As we have encapsulated state moves into state handlers, it can become tricky to determine the order in which our state sequence goes.

We cannot rely on IDE or file system ordering as your states most certainly do not order alphabetically. Workaround with adding number prefixes to state and state handler files is also messy and undesirable (ex: you need to insert a stage in the middle of state sequence, that will lead to all state files refactoring).

Feasible solution would be to use HandleAsync's switch expression as an order source. It is much easier to move and insert code blocks, than renaming bunch of files. It also makes sense to have an entry point to scenario (the background task) as the scenario overview.

This article does not cover complex state machine scenario (ex: with conditional branching). Despite that, that solution is applicable to it, with an exception that you still would have to rely on state handler source code to determine ordering in case of branching. Solution becomes somewhat tricky when state machine cycles occur. But it is quite the niche case and there will be some compression tradeoff you have to make anyway, unless you implement some custom state machine builder (which is way out of scope of this article).

Out of order suspend/proceed

This issue can be seen during waiting state part of task execution. If outside operation has probability of completing really fast, in a way that its callback could be received prior to completion of background task execution, that yielded suspended result.

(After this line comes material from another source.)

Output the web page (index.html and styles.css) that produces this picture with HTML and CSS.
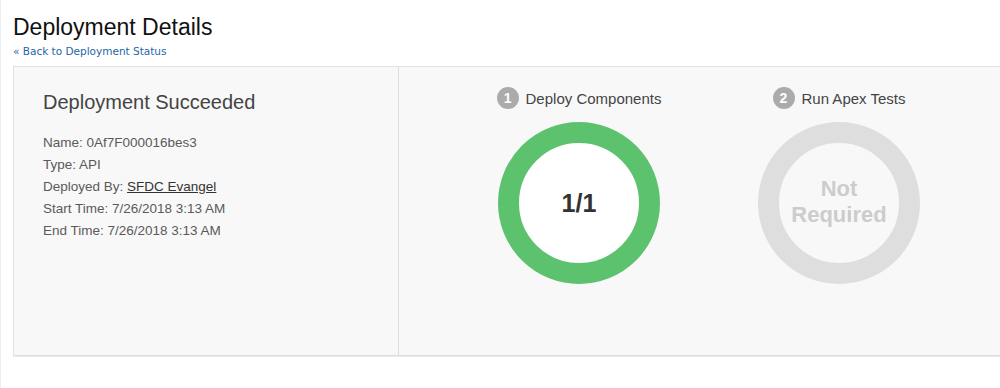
FILE: index.html
```html
<!DOCTYPE html>
<html>
<head>
<meta charset="utf-8">
<link rel="stylesheet" href="styles.css">
</head>
<body>
<div class="page">
  <h1 class="title">Deployment Details</h1>
  <a class="back" href="#">« Back to Deployment Status</a>
  <div class="panel">
    <div class="summary">
      <h2 class="status">Deployment Succeeded</h2>
      <ul class="details">
        <li>Name: 0Af7F000016bes3</li>
        <li>Type: API</li>
        <li>Deployed By: <a class="user" href="#">SFDC Evangel</a></li>
        <li>Start Time: 7/26/2018 3:13 AM</li>
        <li>End Time: 7/26/2018 3:13 AM</li>
      </ul>
    </div>
    <div class="steps">
      <div class="step">
        <div class="step-head"><span class="badge">1</span><span class="step-label">Deploy Components</span></div>
        <div class="donut done"><span class="count">1/1</span></div>
      </div>
      <div class="step">
        <div class="step-head"><span class="badge">2</span><span class="step-label">Run Apex Tests</span></div>
        <div class="donut skipped"><span class="na">Not<br>Required</span></div>
      </div>
    </div>
  </div>
</div>
</body>
</html>
```
FILE: styles.css
```css
html, body {
  margin: 0;
  padding: 0;
  background: #fff;
  overflow: hidden;
}
.page {
  height: 388px;
  box-sizing: border-box;
  border-left: 1px solid #ececec;
  padding: 13px 0 0 12px;
  font-family: "Liberation Sans", Arial, sans-serif;
}
.title {
  margin: 0;
  font-size: 23px;
  line-height: 28px;
  font-weight: normal;
  color: #111;
}
.back {
  display: block;
  margin-top: 3px;
  font-family: "DejaVu Sans", Verdana, sans-serif;
  font-size: 10.5px;
  line-height: 14px;
  color: #2566a6;
  text-decoration: none;
}
.panel {
  margin-top: 8px;
  width: 1010px;
  height: 290px;
  box-sizing: border-box;
  background: #f8f8f8;
  border: 1px solid #e2e2e2;
  border-bottom-color: #dcdcdc;
  box-shadow: 0 1px 0 #ececec;
  display: flex;
}
.summary {
  width: 385px;
  flex: none;
  border-right: 1px solid #dddddd;
  padding: 23px 0 0 29px;
  box-sizing: border-box;
}
.status {
  margin: 0;
  font-size: 20px;
  line-height: 24px;
  font-weight: normal;
  color: #444;
}
.details {
  list-style: none;
  margin: 18px 0 0;
  padding: 0;
  font-size: 13.5px;
  line-height: 22px;
  color: #5a5a5a;
}
.user {
  color: #333;
  text-decoration: underline;
}
.steps {
  display: flex;
  padding: 20px 0 0 50px;
}
.step {
  width: 260px;
  display: flex;
  flex-direction: column;
  align-items: center;
}
.step-head {
  display: flex;
  align-items: center;
  gap: 7px;
  height: 22px;
}
.badge {
  width: 22px;
  height: 22px;
  border-radius: 50%;
  background: #ababab;
  color: #fff;
  font-size: 14px;
  font-weight: bold;
  line-height: 22px;
  text-align: center;
}
.step-label {
  font-size: 15px;
  color: #444;
}
.donut {
  margin-top: 13px;
  width: 162px;
  height: 162px;
  box-sizing: border-box;
  border-radius: 50%;
  border: 21px solid #5dc26d;
  display: flex;
  align-items: center;
  justify-content: center;
  text-align: center;
  font-weight: bold;
}
.done {
  background: #fff;
}
.skipped {
  border-color: #dedede;
  background: #f8f8f8;
}
.count {
  font-size: 25px;
  color: #333;
}
.na {
  font-size: 22px;
  line-height: 26px;
  color: #cccccc;
  position: relative;
  top: -1px;
}
```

In that case, your code may attempt to proceed a task - "non existing" to formed query, leading to errors.

If this scenario is possible in your use case, you should consider using Transactional Inbox pattern, to store and retry outside operation callback. (Itmo.Dev.Platform.MessagePersistence package, that will implement transactional boxes TBA).

Alternatively, if you do not have this option , you can start another background task to retry callback. Suffice to say, this approach has some performance and resource usage implications and may not suit you. Genuinely, it is not preferred and suggested way to solve this issue, and considered more as a workaround, than a feasible solution.